Developing robust protein analysis profiles to identify bacterial acid phosphatases in genomes and metagenomic libraries.
Zulema UdaondoEstrella DuqueAbdelali DaddaouaCarlos CasellesAmalia RocaPaloma Pizarro-TobiasJuan Luis RamosPublished in: Environmental microbiology (2020)
Phylogenetic analysis of more than 4000 annotated bacterial acid phosphatases was carried out. Our analysis enabled us to sort these enzymes into the following three types: (1) class B acid phosphatases, which were distantly related to the other types, (2) class C acid phosphatases and (3) generic acid phosphatases (GAP). Although class B phosphatases are found in a limited number of bacterial families, which include known pathogens, class C acid phosphatases and GAP proteins are found in a variety of microbes that inhabit soil, fresh water and marine environments. As part of our analysis, we developed three profiles, named Pfr-B-Phos, Pfr-C-Phos and Pfr-GAP, to describe the three groups of acid phosphatases. These sequence-based profiles were then used to scan genomes and metagenomes to identify a large number of formerly unknown acid phosphatases.

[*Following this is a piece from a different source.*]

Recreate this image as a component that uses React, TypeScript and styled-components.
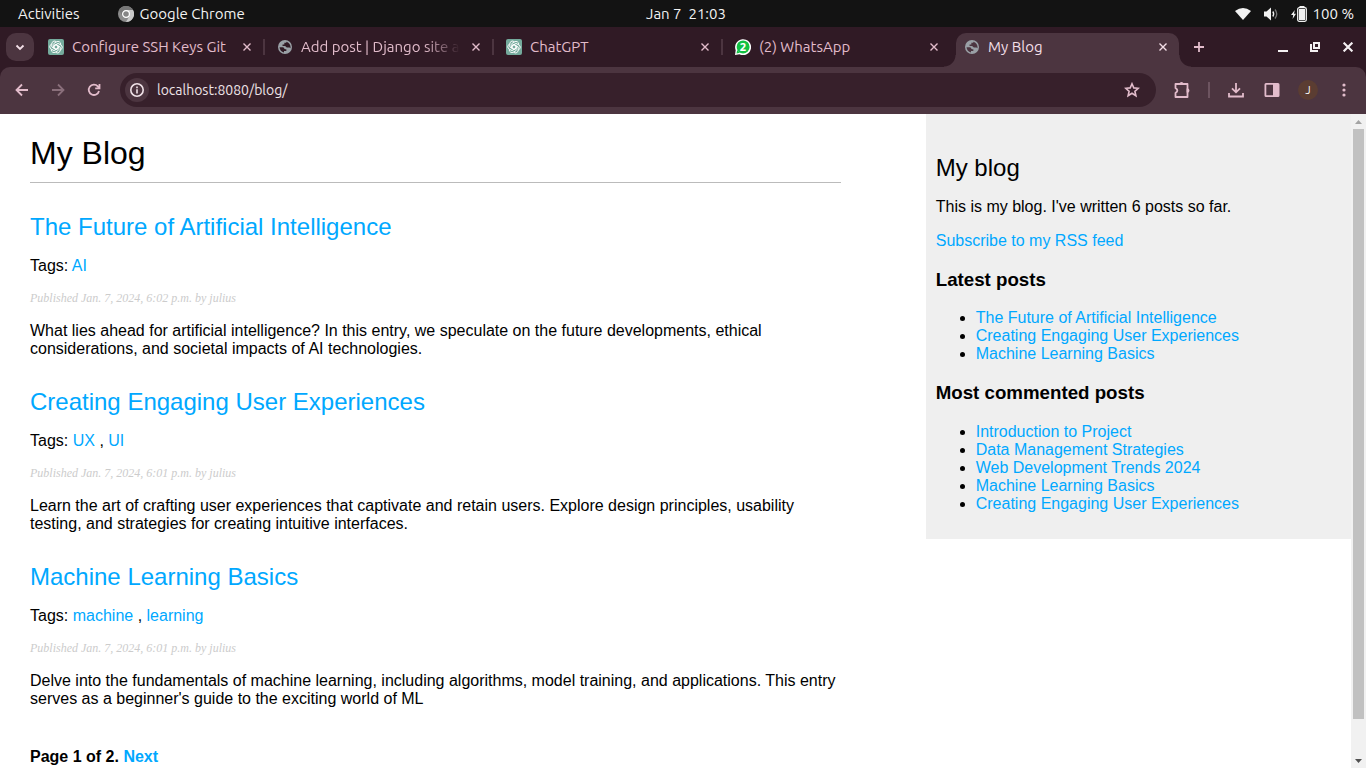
import React from "react";
import styled, { createGlobalStyle, css } from "styled-components";

const uiFont = `Ubuntu, "Noto Sans", sans-serif`;
const colors = {
  frame: "#301a25",
  toolbar: "#4c3540",
  field: "#37202b",
  pink: "#e2bccb",
  muted: "#8a6f7b",
  link: "#00a8ff",
};

const GlobalStyle = createGlobalStyle`
  * { box-sizing: border-box; }
  body { margin: 0; background: #fff; }
  button { border: 0; padding: 0; background: none; color: inherit; font: inherit; display: grid; place-items: center; }
  svg { display: block; flex: none; }
`;

const Desktop = styled.div`
  display: flex;
  flex-direction: column;
  height: 100vh;
  overflow: hidden;
  font-family: ${uiFont};
`;

const SystemBar = styled.header`
  display: grid;
  grid-template-columns: 1fr auto 1fr;
  flex: none;
  height: 27px;
  padding: 0 12px 0 18px;
  background: #131313;
  color: #f2f2f2;
  font-size: 15px;
  line-height: 27px;
  white-space: pre;
`;

const SystemGroup = styled.div<{ $end?: boolean; $gap: number }>`
  display: flex;
  align-items: center;
  gap: ${(p) => p.$gap}px;
  justify-content: ${(p) => (p.$end ? "flex-end" : "flex-start")};
`;

const SystemButton = styled.button`
  && {
    display: flex;
    align-items: center;
    gap: 6px;
  }
`;

const TabStrip = styled.nav`
  display: flex;
  flex: none;
  height: 40px;
  padding: 6px 10px 0 6px;
  background: ${colors.frame};
  color: ${colors.pink};
`;

const TabSearch = styled.button`
  flex: none;
  width: 28px;
  height: 28px;
  margin-right: 2px;
  border-radius: 10px;
  background: ${colors.toolbar};
  color: #f3dfe7;
`;

const Tab = styled.div<{ $active?: boolean; $divider?: boolean }>`
  position: relative;
  display: flex;
  flex: 0 1 229px;
  min-width: 0;
  height: 34px;
  padding: 0 10px 6px 12px;
  align-items: center;
  gap: 8px;
  ${(p) =>
    p.$divider &&
    css`
      &::after {
        content: "";
        position: absolute;
        right: 0;
        top: 6px;
        width: 2px;
        height: 16px;
        background: ${colors.toolbar};
      }
    `}
  ${(p) =>
    p.$active &&
    css`
      flex-basis: 223px;
      padding-left: 8px;
      padding-right: 8px;
      margin-left: 4px;
      border-radius: 10px 10px 0 0;
      background: ${colors.toolbar};
      color: #f3dfe7;
      &::before,
      &::after {
        content: "";
        position: absolute;
        bottom: 0;
        width: 12px;
        height: 12px;
      }
      &::before {
        right: 100%;
        background: radial-gradient(circle at 0 0, transparent 11px, ${colors.toolbar} 12px);
      }
      &::after {
        left: 100%;
        background: radial-gradient(circle at 100% 0, transparent 11px, ${colors.toolbar} 12px);
      }
    `}
`;

const TabTitle = styled.span<{ $fade?: boolean }>`
  flex: 1;
  min-width: 0;
  overflow: hidden;
  white-space: nowrap;
  font-size: 15px;
  line-height: 20px;
  ${(p) =>
    p.$fade &&
    css`
      mask-image: linear-gradient(to right, #000 calc(100% - 36px), transparent);
    `}
`;

const SmallButton = styled.button`
  flex: none;
  width: 16px;
  height: 16px;
`;

const NewTab = styled.button`
  width: 28px;
  height: 28px;
  margin-left: 6px;
`;

const WindowControls = styled.div`
  display: flex;
  gap: 16px;
  height: 28px;
  align-items: center;
  margin-left: auto;
  color: #f4f0f2;
`;

const Toolbar = styled.div`
  background: ${colors.frame};
  flex: none;
`;

const ToolbarInner = styled.div`
  display: flex;
  align-items: center;
  height: 47px;
  padding: 0 12px 1px;
  gap: 16px;
  border-radius: 10px 10px 0 0;
  background: ${colors.toolbar};
  color: ${colors.pink};
`;

const ToolButton = styled.button<{ $dim?: boolean }>`
  flex: none;
  width: 20px;
  height: 20px;
  color: ${(p) => (p.$dim ? colors.muted : "inherit")};
`;

const NavButtons = styled.div`
  display: flex;
  gap: 16px;
`;

const AddressBar = styled.form`
  display: flex;
  flex: 1;
  align-items: center;
  height: 34px;
  padding: 0 14px 0 5px;
  border-radius: 17px;
  background: ${colors.field};
`;

const SiteInfo = styled.button`
  width: 24px;
  height: 24px;
  border-radius: 12px;
  background: ${colors.toolbar};
  color: #f0e3e8;
`;

const AddressInput = styled.input`
  flex: 1;
  min-width: 0;
  margin-left: 8px;
  padding: 0;
  border: 0;
  outline: 0;
  background: none;
  color: #eee3e7;
  font-family: ${uiFont};
  font-size: 14px;
`;

const Separator = styled.span`
  width: 2px;
  height: 16px;
  background: #6d5460;
`;

const Avatar = styled.button`
  width: 20px;
  height: 20px;
  border-radius: 10px;
  background: #5b3d32;
  color: #fff;
  && {
    font-size: 11px;
  }
`;

const Viewport = styled.div`
  display: flex;
  flex: 1;
  min-height: 0;
`;

const BlogPage = styled.div`
  display: flex;
  flex: 1;
  align-items: flex-start;
  justify-content: space-between;
  overflow: hidden;
  background: #fff;
  color: #000;
  font-family: "Liberation Sans", Arial, sans-serif;
  font-size: 16px;
  line-height: 18px;
`;

const Content = styled.main`
  box-sizing: content-box;
  width: 60%;
  padding-left: 30px;
`;

const PageTitle = styled.h1`
  margin: 21px 0 0;
  padding-bottom: 10px;
  border-bottom: 1px solid #bbb;
  font-size: 32px;
  font-weight: 400;
  line-height: 37px;
`;

const Title = styled.h2`
  margin: 30px 0 16px;
  font-size: 24px;
  font-weight: 400;
  line-height: 28px;
`;

const Text = styled.p`
  margin: 16px 0;
`;

const PublishedDate = styled.p`
  margin: 16px 0;
  color: #ccc;
  font-family: "Liberation Serif", serif;
  font-size: 12px;
  font-style: italic;
  line-height: 15px;
`;

const Post = styled.article`
  & > :last-child {
    margin-bottom: 0;
  }
`;

const Link = styled.a`
  color: ${colors.link};
  text-decoration: none;
`;

const Pagination = styled.nav`
  margin: 40px 0;
  font-weight: 700;
`;

const Sidebar = styled.aside`
  box-sizing: content-box;
  display: flow-root;
  width: 30%;
  padding: 10px;
  background: #efefef;
`;

const SideHeading = styled.h3`
  line-height: normal;
`;

const PostList = styled.ul`
  margin: 16px 0;
  padding-left: 40px;
`;

const Scrollbar = styled.div`
  display: flex;
  flex: none;
  flex-direction: column;
  align-items: center;
  width: 15px;
  background: #f1f1f1;
`;

const ScrollArrow = styled.button`
  width: 15px;
  height: 15px;
`;

const ScrollTrack = styled.div`
  flex: 1;
  width: 11px;
`;

const ScrollThumb = styled.div`
  height: 94.5%;
  background: #c1c1c1;
`;

const Globe = () => (
  <svg width="16" height="16" viewBox="0 0 24 24" fill="#9aa0a6">
    <path d="M12 1.500A10.500 10.500 0 1 0 12 22.500 10.500 10.500 0 1 0 12 1.500ZM3.800 12.500H8.600C11 12.500 10.500 15.500 12.500 15.500H14V18H10.500V20.200C6.800 19.600 4 16.500 3.800 12.500ZM14 4.100C17.700 5 20.300 8.200 20.300 12 20.300 12.600 20.200 13.200 20.100 13.800L18.800 12.800H15.200C13.200 12.800 13.800 10.400 11.500 10.400H8.300V8.200H11V5.800H14Z" fillRule="evenodd" />
  </svg>
);

const ChatLogo = () => (
  <svg width="16" height="16" viewBox="0 0 24 24">
    <rect width="24" height="24" rx="3" fill="#74aa9c" />
    <g fill="none" stroke="#fff" strokeWidth="1.2" transform="translate(12 12) scale(1.12)">
      {[0, 60, 120, 180, 240, 300].map((a) => (
        <path key={a} transform={`rotate(${a})`} d="M-2.8 1.6V-4.800L.9-7A3.600 3.600 0 0 1 6.300-3.900V-3M-2.800-1.600 0-3.200 2.800-1.600" />
      ))}
    </g>
  </svg>
);

const WhatsApp = () => (
  <svg width="16" height="16" viewBox="0 0 16 16">
    <path d="M0 16 .7 11.2A8 8 0 1 1 4.5 15.3Z" fill="#fff" />
    <circle cx="8.1" cy="7.9" r="6.5" fill="#12c143" />
    <path d="M1.5 14.6 2.2 11 5 13.7Z" fill="#12c143" />
    <text x="8" y="11.8" textAnchor="middle" fill="#fff" fontSize="11" fontWeight="700" fontFamily="Noto Sans">2</text>
  </svg>
);

const ChromeMark = () => (
  <svg width="16" height="16" viewBox="0 0 16 16">
    <circle cx="8" cy="8" r="8" fill="#8b8b8b" />
    <path d="M8 4H15A8 8 0 0 1 8 16L11.5 10Z" fill="#c9c9c9" />
    <path d="M1 4A8 8 0 0 1 15 4H8L4.5 10Z" fill="#777" />
    <circle cx="8" cy="8" r="3.4" fill="#858585" stroke="#fff" strokeWidth="1.2" />
  </svg>
);

const Cross = ({ size = 8, weight = 1.4 }: { size?: number; weight?: number }) => (
  <svg width={size} height={size} viewBox="0 0 8 8" stroke="currentColor" strokeWidth={weight}>
    <path d="M.5.5 7.5 7.5M7.5.5.5 7.5" />
  </svg>
);

const Icon = ({ d, size = 16, weight = 1.8 }: { d: string; size?: number; weight?: number }) => (
  <svg width={size} height={size} viewBox="0 0 16 16" fill="none" stroke="currentColor" strokeWidth={weight}>
    <path d={d} />
  </svg>
);

const tabs = [
  { title: "Configure SSH Keys Git", icon: <ChatLogo />, divider: true },
  { title: "Add post | Django site a", icon: <Globe />, divider: true, fade: true },
  { title: "ChatGPT", icon: <ChatLogo />, divider: true },
  { title: "(2) WhatsApp", icon: <WhatsApp /> },
  { title: "My Blog", icon: <Globe />, active: true },
];

const posts = [
  {
    title: "The Future of Artificial Intelligence",
    tags: ["AI"],
    date: "Jan. 7, 2024, 6:02 p.m.",
    body: "What lies ahead for artificial intelligence? In this entry, we speculate on the future developments, ethical considerations, and societal impacts of AI technologies.",
  },
  {
    title: "Creating Engaging User Experiences",
    tags: ["UX", "UI"],
    date: "Jan. 7, 2024, 6:01 p.m.",
    body: "Learn the art of crafting user experiences that captivate and retain users. Explore design principles, usability testing, and strategies for creating intuitive interfaces.",
  },
  {
    title: "Machine Learning Basics",
    tags: ["machine", "learning"],
    date: "Jan. 7, 2024, 6:01 p.m.",
    body: "Delve into the fundamentals of machine learning, including algorithms, model training, and applications. This entry serves as a beginner's guide to the exciting world of ML",
  },
];

const commented = [
  "Introduction to Project",
  "Data Management Strategies",
  "Web Development Trends 2024",
  "Machine Learning Basics",
  "Creating Engaging User Experiences",
];

const Links = ({ items }: { items: string[] }) => (
  <PostList>
    {items.map((item) => (
      <li key={item}>
        <Link href="#">{item}</Link>
      </li>
    ))}
  </PostList>
);

export default function App() {
  return (
    <Desktop>
      <GlobalStyle />
      <SystemBar>
        <SystemGroup $gap={38}>
          <SystemButton>Activities</SystemButton>
          <SystemButton>
            <ChromeMark />
            Google Chrome
          </SystemButton>
        </SystemGroup>
        <SystemButton>{"Jan 7  21:03"}</SystemButton>
        <SystemGroup $end $gap={12}>
          <svg width="16" height="14" viewBox="0 0 16 14" fill="#f2f2f2">
            <path d="M0 4Q8-2 16 4L8 13Z" />
          </svg>
          <svg width="16" height="14" viewBox="0 0 16 14">
            <path d="M1 4.5H3.5L8 .5V13.5L3.5 9.5H1Z" fill="#f2f2f2" />
            <path d="M9.8 4.5Q11.6 7 9.8 9.5" fill="none" stroke="#f2f2f2" strokeWidth="1.3" />
            <path d="M12 2.5Q15.5 7 12 11.5" fill="none" stroke="#777" strokeWidth="1.3" />
          </svg>
          <SystemButton>
            <svg width="16" height="16" viewBox="0 0 16 16" fill="#f2f2f2">
              <path d="M3.8 4 0 9H2.2L1.6 13 5 7.8H3Z" />
              <path d="M8.5 0H13.5V2H8.5Z" />
              <rect x="6.7" y="1.7" width="8.6" height="13.6" rx="1.5" fill="none" stroke="#f2f2f2" strokeWidth="1.3" />
              <rect x="8" y="3" width="6" height="11" />
            </svg>
            100 %
          </SystemButton>
        </SystemGroup>
      </SystemBar>

      <TabStrip aria-label="Browser tabs">
        <TabSearch aria-label="Search tabs">
          <Icon d="M4.5 6.5 8 10 11.5 6.5" />
        </TabSearch>
        {tabs.map((tab) => (
          <Tab key={tab.title} $active={tab.active} $divider={tab.divider}>
            {tab.icon}
            <TabTitle $fade={tab.fade}>{tab.title}</TabTitle>
            <SmallButton aria-label={`Close ${tab.title}`}>
              <Cross />
            </SmallButton>
          </Tab>
        ))}
        <NewTab aria-label="New tab">
          <Icon d="M8 3V13M3 8H13" />
        </NewTab>
        <WindowControls>
          <SmallButton aria-label="Minimize">
            <Icon d="M2 12H12" weight={2} />
          </SmallButton>
          <SmallButton aria-label="Restore">
            <Icon d="M6 4H11V9H6ZM3 5V12H10" weight={2} />
          </SmallButton>
          <SmallButton aria-label="Close window">
            <Cross size={10} weight={1.7} />
          </SmallButton>
        </WindowControls>
      </TabStrip>

      <Toolbar>
        <ToolbarInner>
          <NavButtons>
            <ToolButton aria-label="Back">
              <Icon d="M14 8H3M8 2.5 2.5 8 8 13.5" />
            </ToolButton>
            <ToolButton aria-label="Forward" $dim>
              <Icon d="M2 8H13M8 2.5 13.5 8 8 13.5" />
            </ToolButton>
            <ToolButton aria-label="Reload">
              <Icon d="M13 9A5.2 5.2 0 1 1 11.8 4.3L13.2 6M13.5 2V6.3H9.2" />
            </ToolButton>
          </NavButtons>
          <AddressBar>
            <SiteInfo type="button" aria-label="Site information">
              <Icon d="M8 1.8A6.2 6.2 0 1 1 8 14.2A6.2 6.2 0 1 1 8 1.8ZM8 7.2V11.4M8 4.6V6.2" weight={1.6} />
            </SiteInfo>
            <AddressInput aria-label="Address" defaultValue="localhost:8080/blog/" />
            <ToolButton type="button" aria-label="Bookmark">
              <Icon d="M8 1.8 9.8 5.9 14.3 6.3 10.9 9.3 11.9 13.7 8 11.3 4.1 13.7 5.1 9.3 1.7 6.3 6.2 5.9Z" weight={1.6} />
            </ToolButton>
          </AddressBar>
          <ToolButton aria-label="Extensions">
            <svg width="18" height="18" viewBox="0 0 18 18" fill="none" stroke="currentColor" strokeWidth="1.8" strokeLinejoin="round">
              <path d="M2.500 3H14.500V16H2.500V12Q6.200 9.500 2.500 7Z" />
              <path d="M7 3A1.600 1.600 0 0 1 10 3ZM14.500 8A1.600 1.600 0 0 1 14.500 11Z" fill="currentColor" />
            </svg>
          </ToolButton>
          <Separator />
          <ToolButton aria-label="Downloads">
            <Icon d="M8 1V10M4 6.3 8 10.3 12 6.3M1 11V14.5H15V11" />
          </ToolButton>
          <ToolButton aria-label="Side panel">
            <svg width="16" height="16" viewBox="0 0 16 16" fill="currentColor">
              <path fillRule="evenodd" d="M2 1H14A1.5 1.5 0 0 1 15.500 2.500V13.500A1.500 1.500 0 0 1 14 15H2A1.500 1.500 0 0 1 .5 13.500V2.500A1.500 1.500 0 0 1 2 1ZM2.300 2.800V13.200H9V2.800Z" />
            </svg>
          </ToolButton>
          <Avatar aria-label="Profile">J</Avatar>
          <ToolButton aria-label="Menu">
            <svg width="16" height="16" viewBox="0 0 16 16" fill="currentColor">
              <circle cx="8" cy="3" r="1.6" />
              <circle cx="8" cy="8" r="1.6" />
              <circle cx="8" cy="13" r="1.6" />
            </svg>
          </ToolButton>
        </ToolbarInner>
      </Toolbar>

      <Viewport>
        <BlogPage>
          <Content>
            <PageTitle>My Blog</PageTitle>
            {posts.map((post) => (
              <Post key={post.title}>
                <Title>
                  <Link href="#">{post.title}</Link>
                </Title>
                <Text>
                  Tags:{" "}
                  {post.tags.map((tag, i) => (
                    <React.Fragment key={tag}>
                      {i > 0 && " , "}
                      <Link href="#">{tag}</Link>
                    </React.Fragment>
                  ))}
                </Text>
                <PublishedDate>Published {post.date} by julius</PublishedDate>
                <Text>{post.body}</Text>
              </Post>
            ))}
            <Pagination>
              Page 1 of 2. <Link href="#">Next</Link>
            </Pagination>
          </Content>
          <Sidebar>
            <Title>My blog</Title>
            <Text>This is my blog. I've written 6 posts so far.</Text>
            <Text>
              <Link href="#">Subscribe to my RSS feed</Link>
            </Text>
            <SideHeading>Latest posts</SideHeading>
            <Links items={posts.map((post) => post.title)} />
            <SideHeading>Most commented posts</SideHeading>
            <Links items={commented} />
          </Sidebar>
        </BlogPage>
        <Scrollbar>
          <ScrollArrow aria-label="Scroll up">
            <svg width="7" height="4" viewBox="0 0 7 4" fill="#a3a3a3">
              <path d="M0 4 3.500 0 7 4Z" />
            </svg>
          </ScrollArrow>
          <ScrollTrack>
            <ScrollThumb />
          </ScrollTrack>
          <ScrollArrow aria-label="Scroll down">
            <svg width="7" height="4" viewBox="0 0 7 4" fill="#505050">
              <path d="M0 0H7L3.500 4Z" />
            </svg>
          </ScrollArrow>
        </Scrollbar>
      </Viewport>
    </Desktop>
  );
}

A number of proteins in databases annotated as hypothetical proteins were also identified by these profiles as putative acid phosphatases. To validate these in silico results, we cloned genes encoding candidate acid phosphatases from genomic DNA or recovered from metagenomic libraries or genes synthesized in vitro based on protein sequences recovered from metagenomic data. Expression of a number of these genes, followed by enzymatic analysis of the proteins, further confirmed that sequence similarity searches using our profiles could successfully identify previously unknown acid phosphatases.